Per di più il debito pubblico venezuelano è in stato di virtuale default. La popolazione è malnutrita e scarseggiano farmaci salvavita come gli antibiotici, mentre gli ospedali sono divenuti ad alto rischio per i ricoverati a causa delle frequenti interruzioni di energia elettrica e della carenza di attrezzature. Maduro, invece di accettare l’offerta internazionale di aiuti umanitari l’ha bollata come una cospirazione internazionale per l’embargo alle importazioni cui è stato (giustamente, dico io!) sottoposto. Tipo: non sono io responsabile delle cose che non funzionano, bensì gli altri che mi impediscono di farlo.
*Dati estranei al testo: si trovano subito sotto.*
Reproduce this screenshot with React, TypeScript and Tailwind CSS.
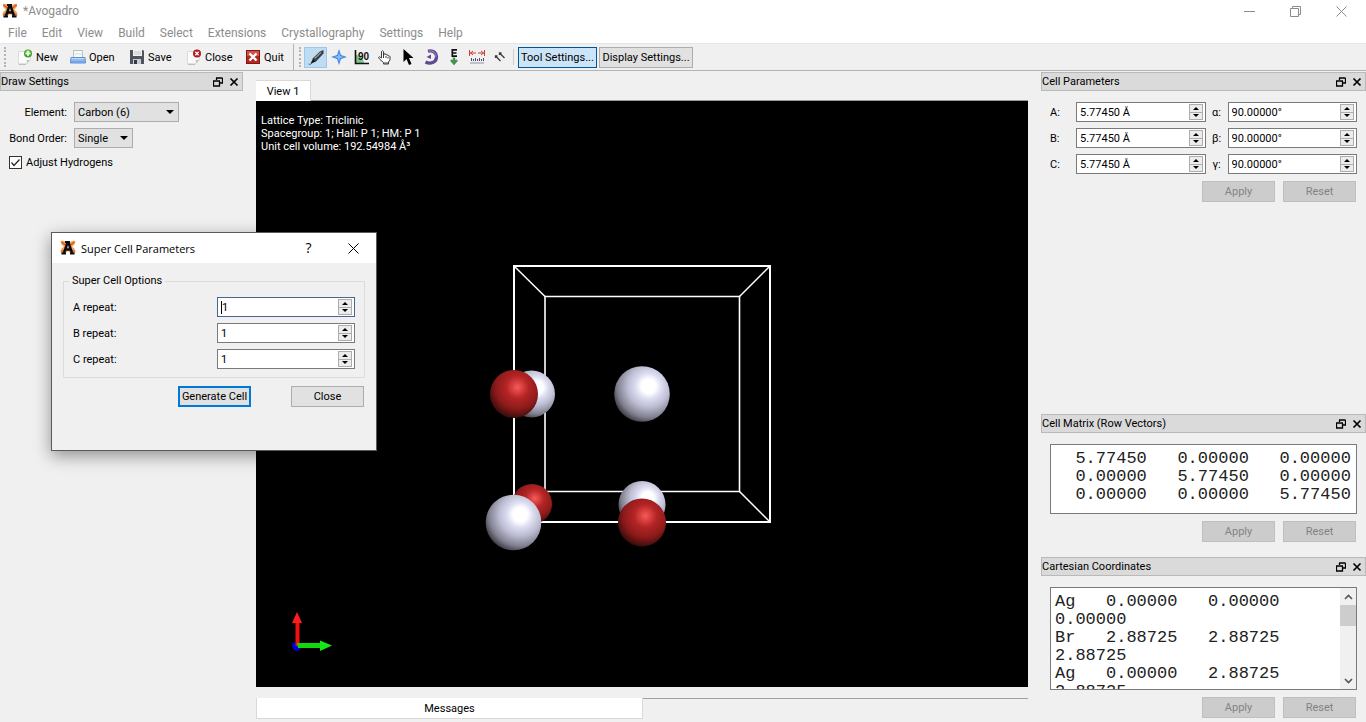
import React, { useState } from "react";

const MENUS = [
  "File",
  "Edit",
  "View",
  "Build",
  "Select",
  "Extensions",
  "Crystallography",
  "Settings",
  "Help",
];

const MATRIX = `  5.77450   0.00000   0.00000
  0.00000   5.77450   0.00000
  0.00000   0.00000   5.77450`;

const COORDINATES = `Ag   0.00000   0.00000   0.00000
Br   2.88725   2.88725   2.88725
Ag   0.00000   2.88725   2.88725
Br   2.88725   0.00000   0.00000
Ag   2.88725   0.00000   2.88725
Br   0.00000   2.88725   0.00000
Ag   2.88725   2.88725   0.00000
Br   0.00000   0.00000   2.88725`;

function Logo() {
  return (
    <svg width="16" height="16" viewBox="0 0 16 16" aria-hidden="true">
      <path
        d="M1 1c2-1 4 0 7 3 3-3 5-4 7-3 1 2-1 4-3 6 3 1 4 4 3 6-2 2-5 0-7-2-2 2-5 4-7 2-1-2 0-5 3-6C2 5 0 3 1 1Z"
        fill="#f0a05a"
      />
      <path d="M1.500 2l4 3M14.500 2l-4 3M1.500 12l3-2M14.500 12l-3-2" stroke="#c9601f" strokeWidth="1.500" />
      <path d="M4 13 7.500 2.500h1L12 13M5.500 9.500h5" fill="none" stroke="#0b0b14" strokeWidth="2.400" />
      <path d="M1.500 13.500h4.500M10 13.500h4.500M5 2h5" stroke="#0b0b14" strokeWidth="1.800" />
    </svg>
  );
}

function PageShape() {
  return (
    <>
      <path d="M1.500 2.500h12v8l-4 4.500h-8z" fill="#fbfbfb" stroke="#dcdcdc" strokeWidth="1" />
      <path d="M13.500 10.500c-1 .5-2.500.5-4 .5.500 1.500.5 3 0 4z" fill="#c2c2c2" />
      <path d="M2 15.300h7" stroke="#b5b5b5" strokeWidth="1" />
    </>
  );
}

function NewIcon() {
  return (
    <svg width="16" height="16" viewBox="0 0 16 16" aria-hidden="true">
      <PageShape />
      <circle cx="11" cy="4.500" r="4" fill="#3fa32c" />
      <circle cx="11" cy="3.500" r="2.500" fill="#7fd063" />
      <path d="M11 2v5M8.500 4.500h5" stroke="#fff" strokeWidth="1.500" />
    </svg>
  );
}

function OpenIcon() {
  return (
    <svg width="16" height="16" viewBox="0 0 16 16" aria-hidden="true">
      <path d="M3.500 9V1.500h9V9" fill="#fafafa" stroke="#b9bcc2" />
      <path d="M3.500 5h9" stroke="#d8dadd" />
      <path d="M1 8.500h14l.5 5.500h-15z" fill="#8fbbf1" stroke="#5b8dd6" />
      <path d="M1.500 9.500h13" stroke="#c4dcfa" />
      <path d="M1.500 12.500h13" stroke="#6fa3e6" />
    </svg>
  );
}

function SaveIcon() {
  return (
    <svg width="16" height="16" viewBox="0 0 16 16" aria-hidden="true">
      <path d="M1 1h13l1 1v13H1z" fill="#4d5560" />
      <path d="M4 1h9v6H4z" fill="#f3f3f3" />
      <path d="M5 3h7M5 5h7" stroke="#c4c4c4" />
      <path d="M4 10h8v5H4z" fill="#c9ccd0" />
      <path d="M5 11h3v4H5z" fill="#343a42" />
    </svg>
  );
}

function CloseFileIcon() {
  return (
    <svg width="16" height="16" viewBox="0 0 16 16" aria-hidden="true">
      <PageShape />
      <circle cx="11" cy="4.500" r="4" fill="#b01c1c" />
      <path d="M9.300 2.800l3.400 3.400M12.700 2.800 9.300 6.200" stroke="#fff" strokeWidth="1.300" />
    </svg>
  );
}

function QuitIcon() {
  return (
    <svg width="16" height="16" viewBox="0 0 16 16" aria-hidden="true">
      <rect x="1.500" y="1.500" width="13" height="13" fill="#b5261d" stroke="#7f1610" />
      <path d="M2 2h12v5H2z" fill="#cf5148" />
      <path d="M4.500 4.500l7 7M11.500 4.500l-7 7" stroke="#fff" strokeWidth="2.400" />
    </svg>
  );
}

const FILE_ACTIONS = [
  { label: "New", icon: <NewIcon />, width: "w-[53px]" },
  { label: "Open", icon: <OpenIcon />, width: "w-[59px]" },
  { label: "Save", icon: <SaveIcon />, width: "w-[57px]" },
  { label: "Close", icon: <CloseFileIcon />, width: "w-[59px]" },
  { label: "Quit", icon: <QuitIcon />, width: "w-[44px]" },
];

const TOOLS = [
  {
    name: "Draw",
    icon: (
      <>
        <path d="M.5 15c1.500 1 3 0 4-1.500" stroke="#666" fill="none" />
        <path d="M4.500 9.500 12 2.500 15.500 1 15.500 4.500 8 12.500z" fill="#363d43" />
        <path d="M6.500 9.500 13 3.500" stroke="#8f9aa3" strokeWidth="1.300" />
        <path d="M5 9.500 8 12.500 2.500 14.800z" fill="#15191c" />
      </>
    ),
  },
  {
    name: "Navigate",
    icon: (
      <>
        <path d="M8 0l2 6 6 2-6 2-2 6-2-6-6-2 6-2z" fill="#3d86e8" />
        <path d="M8 3l1 4 4 1-4 1-1 4-1-4-4-1 4-1z" fill="#8fbdf7" />
      </>
    ),
  },
  {
    name: "Bond Centric",
    icon: (
      <>
        <path d="M2 14V6c4 0 7 3 8 8z" fill="#7cc488" />
        <path d="M1.500 1v13.500H15" fill="none" stroke="#111" strokeWidth="1.600" />
        <text x="4" y="11" fontSize="10" fontWeight="bold" fill="#111" fontFamily="Liberation Sans">
          90
        </text>
      </>
    ),
  },
  {
    name: "Manipulate",
    icon: (
      <path
        d="M4.500 8V2.500q1-1.500 2 0V7l.5-2q1-1 1.800.2l.4.800q1-.8 1.800.2l.3.800q1.500-.5 1.700.8V11l-1.500 2v2H6.500v-1.500L3 10.500 1.500 8.500q.5-1.300 2-.3l1 1zM6.500 7v2M9 7v2M11 8v1.500M7 14h5"
        fill="#fff"
        stroke="#3c3c3c"
        strokeWidth="1"
      />
    ),
  },
  {
    name: "Selection",
    icon: <path d="M3.500 0v13l3-3 2.500 6 2.500-1-2.500-6H13.500z" fill="#000" />,
  },
  {
    name: "Auto Rotate",
    icon: (
      <>
        <path d="M5 2.200C10 .8 14 4 13.500 8.500 13 13.500 7.500 15.500 2.500 13" fill="none" stroke="#5c4a94" strokeWidth="3.200" />
        <path d="M6 2c4-.5 7 2 7 6" fill="none" stroke="#9d90c8" strokeWidth="1" />
        <path d="M3.500 8 8 5.500V10z" fill="#5c4a94" />
      </>
    ),
  },
  {
    name: "Auto Optimization",
    icon: (
      <>
        <path d="M11 .8H6.300v6.400H11M6 4h4.500" fill="none" stroke="#111" strokeWidth="1.700" />
        <path d="M8 8.500v5M5 11l3 3.500 3-3.500" fill="none" stroke="#45924f" strokeWidth="2.400" />
      </>
    ),
  },
  {
    name: "Measure",
    icon: (
      <>
        <path d="M.5 1v6M15.500 1v6M1 4h6M9 4h6M4 2 1.500 4 4 6M12 2l2.500 2L12 6" fill="none" stroke="#d03b3b" />
        <path d="M2.500 9v3M4.500 10v2M6.500 9v3M8.500 10v2M10.500 9v3M12.500 10v2M14.500 9v3" stroke="#444d66" />
        <path d="M1 14h14" stroke="#8d93a3" />
      </>
    ),
  },
  {
    name: "Align",
    icon: (
      <path d="M3.500 7 8.500 12M7.500 4l5 5M3.500 9V7h2M7.500 6V4h2" stroke="#3a3a3a" strokeWidth="1.300" fill="none" />
    ),
  },
];

function Handle() {
  return <span className="h-5 w-[3px] border-l-2 border-dotted border-[#b4b4b4]" />;
}

function DockTitle({ title }: { title: string }) {
  return (
    <div className="flex h-[19px] items-center justify-between border border-[#b9b9b9] bg-[#dadada] pr-[3px]">
      <h2>{title}</h2>
      <div className="flex items-center gap-[6px]">
        <button aria-label={`Float ${title}`}>
          <svg width="10" height="10" viewBox="0 0 10 10">
            <path d="M3 1h6.500M3.500 1v2M9.500 1v5H7M0 4h7M.5 4v5h6V4" fill="none" stroke="#000" strokeWidth="1.300" />
          </svg>
        </button>
        <button aria-label={`Close ${title}`}>
          <svg width="10" height="10" viewBox="0 0 10 10">
            <path d="M1.500 1.500l7 7M8.500 1.500l-7 7" stroke="#000" strokeWidth="1.700" />
          </svg>
        </button>
      </div>
    </div>
  );
}

function Steps({ label }: { label: string }) {
  return (
    <div className="flex h-4 w-[14px] shrink-0 flex-col border border-[#adadad] bg-[#ececec]">
      <button aria-label={`Increase ${label}`} className="flex flex-1 items-center justify-center border-b border-[#adadad]">
        <svg width="6" height="3" viewBox="0 0 6 3">
          <path d="M0 3 3 0 6 3z" />
        </svg>
      </button>
      <button aria-label={`Decrease ${label}`} className="flex flex-1 items-center justify-center">
        <svg width="6" height="3" viewBox="0 0 6 3">
          <path d="M0 0h6L3 3z" />
        </svg>
      </button>
    </div>
  );
}

function SpinBox({ id, label, value, active }: { id: string; label: string; value: string; active?: boolean }) {
  const [text, setText] = useState(value);
  return (
    <>
      <label htmlFor={id}>{label}:</label>
      <div
        className={
          "flex h-5 min-w-0 items-center border bg-white pr-[2px] pl-[3px] " +
          (active ? "border-[#46688f]" : "border-[#7a7a7a]")
        }
      >
        {active && <span className="h-[13px] w-px bg-black" />}
        <input
          id={id}
          className="min-w-0 flex-1 bg-transparent outline-none"
          value={text}
          onChange={(e) => setText(e.target.value)}
        />
        <Steps label={label} />
      </div>
    </>
  );
}

function Combo({ id, label, value, width }: { id: string; label: string; value: string; width: string }) {
  return (
    <>
      <label htmlFor={id} className="text-right whitespace-nowrap">
        {label}:
      </label>
      <div className={"relative " + width}>
        <select
          id={id}
          defaultValue={value}
          className="block h-5 w-full appearance-none border border-[#adadad] bg-[#e1e1e1] px-[3px] outline-none"
        >
          <option>{value}</option>
        </select>
        <svg className="pointer-events-none absolute top-2 right-[5px]" width="8" height="4" viewBox="0 0 8 4">
          <path d="M0 0h8L4 4z" />
        </svg>
      </div>
    </>
  );
}

function ApplyReset() {
  return (
    <div className="flex justify-end gap-2 pt-[7px] pr-px text-[#838383]">
      <button disabled className="h-[21px] w-[73px] border border-[#bfbfbf] bg-[#cccccc]">
        Apply
      </button>
      <button disabled className="h-[21px] w-[73px] border border-[#bfbfbf] bg-[#cccccc]">
        Reset
      </button>
    </div>
  );
}

function Scene() {
  return (
    <svg className="absolute inset-0 h-full w-full" viewBox="0 0 772 586" aria-label="Unit cell">
      <defs>
        <radialGradient id="silver" cx="0.62" cy="0.36" r="0.76">
          <stop offset="0" stopColor="#ffffff" />
          <stop offset="0.17" stopColor="#ffffff" />
          <stop offset="0.3" stopColor="#dedef2" />
          <stop offset="0.5" stopColor="#bcbcd2" />
          <stop offset="0.74" stopColor="#80808f" />
          <stop offset="1" stopColor="#121218" />
        </radialGradient>
        <radialGradient id="bromine" cx="0.57" cy="0.36" r="0.74">
          <stop offset="0" stopColor="#fa5a5a" />
          <stop offset="0.15" stopColor="#d84040" />
          <stop offset="0.32" stopColor="#b32424" />
          <stop offset="0.6" stopColor="#8e1b1b" />
          <stop offset="0.8" stopColor="#521010" />
          <stop offset="1" stopColor="#100202" />
        </radialGradient>
      </defs>

      {/* unit cell frame */}
      <g fill="none" stroke="#fff" strokeWidth="2">
        <path d="M258 165H514V421H258z" />
        <path d="M289 195.500H483.500V390.500H289z" strokeWidth="1.600" />
        <path d="M258 165l31 30.500M514 165l-30.500 30.500M514 421l-30.500-30.500" strokeWidth="1.500" />
      </g>

      <circle cx="275.500" cy="293" r="23.500" fill="url(#silver)" />
      <circle cx="258" cy="293" r="24" fill="url(#bromine)" />
      <circle cx="386" cy="293" r="27.800" fill="url(#silver)" />
      <circle cx="276" cy="403" r="20" fill="url(#bromine)" />
      <circle cx="257.500" cy="421.500" r="27.800" fill="url(#silver)" />
      <circle cx="386" cy="403.500" r="23.500" fill="url(#silver)" />
      <circle cx="386" cy="421.500" r="24" fill="url(#bromine)" />

      {/* axes */}
      <path d="M37 541q-2 5 1 8 3 2 6 0v-5z" fill="#0000d0" />
      <path d="M39.500 520h4v25h-4z" fill="#f01010" />
      <path d="M36 522 41 511l5 11z" fill="#ff1c1c" />
      <path d="M41 542h23v5H42z" fill="#0fd80f" />
      <path d="M64 539.500 76 544.500 64 550z" fill="#16e616" />
    </svg>
  );
}

function SuperCellDialog() {
  return (
    <div
      role="dialog"
      aria-label="Super Cell Parameters"
      className="absolute top-[232px] left-[51px] w-[326px] border border-[#5a5a5a] bg-[#f0f0f0] pb-[43px] shadow-[0_5px_16px_rgba(0,0,0,0.4)]"
    >
      <div className="flex h-[30px] items-center bg-white pl-2 font-['Open_Sans',sans-serif]">
        <Logo />
        <h2 className="flex-1 pl-[5px]">Super Cell Parameters</h2>
        <button aria-label="Help" className="w-[45px] text-sm">
          ?
        </button>
        <button aria-label="Close dialog" className="flex w-[45px] justify-center">
          <svg width="11" height="11" viewBox="0 0 11 11">
            <path d="M.5.5l10 10M10.500.5l-10 10" stroke="#000" />
          </svg>
        </button>
      </div>
      <div className="px-[11px] pt-[11px]">
        <fieldset className="border border-[#dcdcdc] px-[9px] pb-2">
          <legend className="-ml-1 px-[3px] leading-[14px]">Super Cell Options</legend>
          <div className="grid grid-cols-[1fr_138px] items-center gap-y-[6px] pt-[9px]">
            <SpinBox id="repeat-a" label="A repeat" value="1" active />
            <SpinBox id="repeat-b" label="B repeat" value="1" />
            <SpinBox id="repeat-c" label="C repeat" value="1" />
          </div>
        </fieldset>
        <div className="flex justify-end gap-10 pt-2 pr-px">
          <button className="h-[21px] w-[73px] border-2 border-[#0078d7] bg-[#e1e1e1] whitespace-nowrap">
            Generate Cell
          </button>
          <button className="h-[21px] w-[73px] border border-[#adadad] bg-[#e1e1e1]">Close</button>
        </div>
      </div>
    </div>
  );
}

export default function App() {
  const [tool, setTool] = useState("Draw");
  const [adjust, setAdjust] = useState(true);

  return (
    <div className="relative flex h-screen flex-col overflow-hidden bg-[#f0f0f0] font-[Roboto,sans-serif] text-[11px] leading-[13px] text-black">
      <header className="flex h-[22px] shrink-0 items-center bg-white pr-[2px] pl-[2px] text-xs text-[#8c8c8c]">
        <Logo />
        <h1 className="flex-1 pl-[5px]">*Avogadro</h1>
        <button aria-label="Minimize" className="flex w-[46px] justify-center">
          <svg width="11" height="11" viewBox="0 0 11 11" stroke="#8c8c8c">
            <path d="M0 5.500h11" />
          </svg>
        </button>
        <button aria-label="Restore" className="flex w-[46px] justify-center">
          <svg width="11" height="11" viewBox="0 0 11 11" fill="none" stroke="#8c8c8c">
            <path d="M.5 2.500h8v8h-8zM2.500 2.500v-2h8v8h-2" />
          </svg>
        </button>
        <button aria-label="Close window" className="flex w-[46px] justify-center">
          <svg width="11" height="11" viewBox="0 0 11 11" stroke="#8c8c8c">
            <path d="M.5.5l10 10M10.500.5l-10 10" />
          </svg>
        </button>
      </header>

      <nav className="flex h-[22px] shrink-0 items-center gap-[15px] border-b border-[#e6e6e6] bg-white pl-2 text-xs text-[#8c8c8c]">
        {MENUS.map((menu) => (
          <button key={menu}>{menu}</button>
        ))}
      </nav>

      <div className="flex h-[27px] shrink-0 items-center border-b border-[#b4b4b4] pl-1">
        <Handle />
        <div className="flex pl-[10px]">
          {FILE_ACTIONS.map((action) => (
            <button key={action.label} className={"flex items-center gap-[3px] " + action.width}>
              {action.icon}
              {action.label}
            </button>
          ))}
        </div>
        <span className="mr-[5px] ml-1 h-full w-px bg-[#b4b4b4]" />
        <Handle />
        <div className="flex pl-[2px]">
          {TOOLS.map((item) => (
            <button
              key={item.name}
              aria-label={item.name}
              onClick={() => setTool(item.name)}
              className={
                "flex h-[21px] w-[23px] items-center justify-center border " +
                (tool === item.name ? "border-[#99c9ef] bg-[#c0dcf3]" : "border-transparent")
              }
            >
              <svg width="16" height="16" viewBox="0 0 16 16" className="shrink-0">
                {item.icon}
              </svg>
            </button>
          ))}
        </div>
        <span className="mr-1 ml-[2px] h-4 w-px bg-[#cfcfcf]" />
        <button className="h-[21px] w-[79px] border border-[#00559b] bg-[#cce4f7] whitespace-nowrap">
          Tool Settings...
        </button>
        <button className="ml-[2px] h-[21px] w-[94px] border border-[#adadad] bg-[#e1e1e1] whitespace-nowrap">
          Display Settings...
        </button>
      </div>

      <div className="flex min-h-0 flex-1 gap-[13px] pt-px">
        <aside className="w-[243px] shrink-0">
          <DockTitle title="Draw Settings" />
          <div className="grid grid-cols-[59px_auto] items-center gap-x-[7px] gap-y-[6px] pt-[11px] pl-2">
            <Combo id="element" label="Element" value="Carbon (6)" width="w-[105px]" />
            <Combo id="bond-order" label="Bond Order" value="Single" width="w-[59px]" />
          </div>
          <label className="flex items-center gap-1 pt-2 pl-[9px]">
            <input
              type="checkbox"
              checked={adjust}
              onChange={(e) => setAdjust(e.target.checked)}
              className="peer sr-only"
            />
            <svg width="13" height="13" viewBox="0 0 13 13" className="peer-focus-visible:outline">
              <rect x="0.500" y="0.500" width="12" height="12" fill="#fff" stroke="#333" />
              {adjust && <path d="M2.500 6.500 5 9.500l5.500-6" fill="none" stroke="#222" strokeWidth="1.200" />}
            </svg>
            Adjust Hydrogens
          </label>
        </aside>

        <main className="flex min-w-0 flex-1 flex-col pt-2 pb-[3px]">
          <div className="flex">
            <button className="h-[21px] w-[55px] border-t border-r border-[#d9d9d9] bg-white">View 1</button>
            <span className="flex-1 border-b border-[#9a9a9a]" />
          </div>
          <div className="relative min-h-0 flex-1 bg-black">
            <Scene />
            <p className="relative pt-[13px] pl-[5px] text-white">
              Lattice Type: Triclinic
              <br />
              Spacegroup: 1; Hall: P 1; HM: P 1
              <br />
              Unit cell volume: 192.54984 Å³
            </p>
          </div>
          <div className="mt-[11px] flex">
            <button className="h-[21px] flex-1 border-x border-b border-[#d9d9d9] bg-white">Messages</button>
            <span className="flex-1 border-t border-[#a0a0a0]" />
          </div>
        </main>

        <aside className="flex w-[325px] shrink-0 flex-col pb-1">
          <section className="flex-1">
            <DockTitle title="Cell Parameters" />
            <div className="px-[9px] pt-[11px]">
              <div className="grid grid-cols-[26px_1fr_22px_1fr] items-center gap-y-[6px] [&>label:nth-of-type(even)]:text-center">
                <SpinBox id="cell-a" label="A" value="5.77450 Å" />
                <SpinBox id="cell-alpha" label="α" value="90.00000°" />
                <SpinBox id="cell-b" label="B" value="5.77450 Å" />
                <SpinBox id="cell-beta" label="β" value="90.00000°" />
                <SpinBox id="cell-c" label="C" value="5.77450 Å" />
                <SpinBox id="cell-gamma" label="γ" value="90.00000°" />
              </div>
              <ApplyReset />
            </div>
          </section>

          <section>
            <DockTitle title="Cell Matrix (Row Vectors)" />
            <div className="px-[9px] pt-[11px]">
              <textarea
                aria-label="Cell Matrix"
                defaultValue={MATRIX}
                className="block h-[70px] w-full resize-none overflow-hidden border border-[#7a7a7a] bg-white px-1 py-[5px] font-['Liberation_Mono',monospace] text-[17px] leading-[18px] whitespace-pre text-[#222] outline-none"
              />
              <ApplyReset />
            </div>
          </section>

          <section className="pt-[15px]">
            <DockTitle title="Cartesian Coordinates" />
            <div className="px-[9px] pt-[11px]">
              <div className="flex h-[103px] border border-[#7a7a7a] bg-white">
                <textarea
                  aria-label="Cartesian Coordinates"
                  defaultValue={COORDINATES}
                  className="block min-w-0 flex-1 resize-none overflow-hidden px-1 pt-[5px] font-['Liberation_Mono',monospace] text-[17px] leading-[18px] text-[#222] outline-none"
                />
                <div className="flex w-4 flex-col bg-[#f0f0f0]">
                  <button aria-label="Scroll up" className="flex h-[17px] items-center justify-center">
                    <svg width="9" height="6" viewBox="0 0 9 6">
                      <path d="M1 5l3.500-3.500L8 5" fill="none" stroke="#555" strokeWidth="1.600" />
                    </svg>
                  </button>
                  <span className="h-[21px] bg-[#cdcdcd]" />
                  <button aria-label="Scroll down" className="mt-auto flex h-[17px] items-center justify-center">
                    <svg width="9" height="6" viewBox="0 0 9 6">
                      <path d="M1 1l3.500 3.500L8 1" fill="none" stroke="#555" strokeWidth="1.600" />
                    </svg>
                  </button>
                </div>
              </div>
              <ApplyReset />
            </div>
          </section>
        </aside>
      </div>

      <SuperCellDialog />
    </div>
  );
}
Con i nuovi poteri che si è auto-attribuito,  Maduro è riuscito a neutralizzare le decisioni del Parlamento a lui sfavorevoli dando l’opportunità al giovane presidente dell’Assemblea, Guaidò, di “chiamare banco” appellandosi a quell’articolo della Costituzione che ne prevede il subentro a interim in caso di impedimento del Presidente della Repubblica. E a un Maduro che ha truccato le carte per la sua rielezione è oggettivamente impedito di governare per mancata legittimazione popolare!

Ma se Guaidò avesse successo farebbe bene a tenere conto della lezione impartita all’Occidente dalle primavere arabe: quando un leader a furor di popolo costringe alla fuga o alla resa un dittatore deve poi essere in grado di implementare in tempi rapidi il cambiamento per non perdere il consenso. Quindi, nel Venezuela post-Maduro bisogna provvedere con immediatezza a soddisfare i bisogni di base della popolazione, facendo arrivare a sufficienza viveri nei supermercati e assicurando a tutti la copertura sanitaria. Economicamente, la cosa più importante è mettere fine all’attuale iperinflazione favorendo l’afflusso dei capitali esteri ed ottenendo prestiti adeguati dal Fondo Monetario Internazionale. Occorre recedere dalle politiche dei prezzi calmierati che producono solo mercato nero e favoriscono il contrabbando, mettendo a punto le giuste politiche di welfare per i più bisognosi. “Uomo avvisato...”.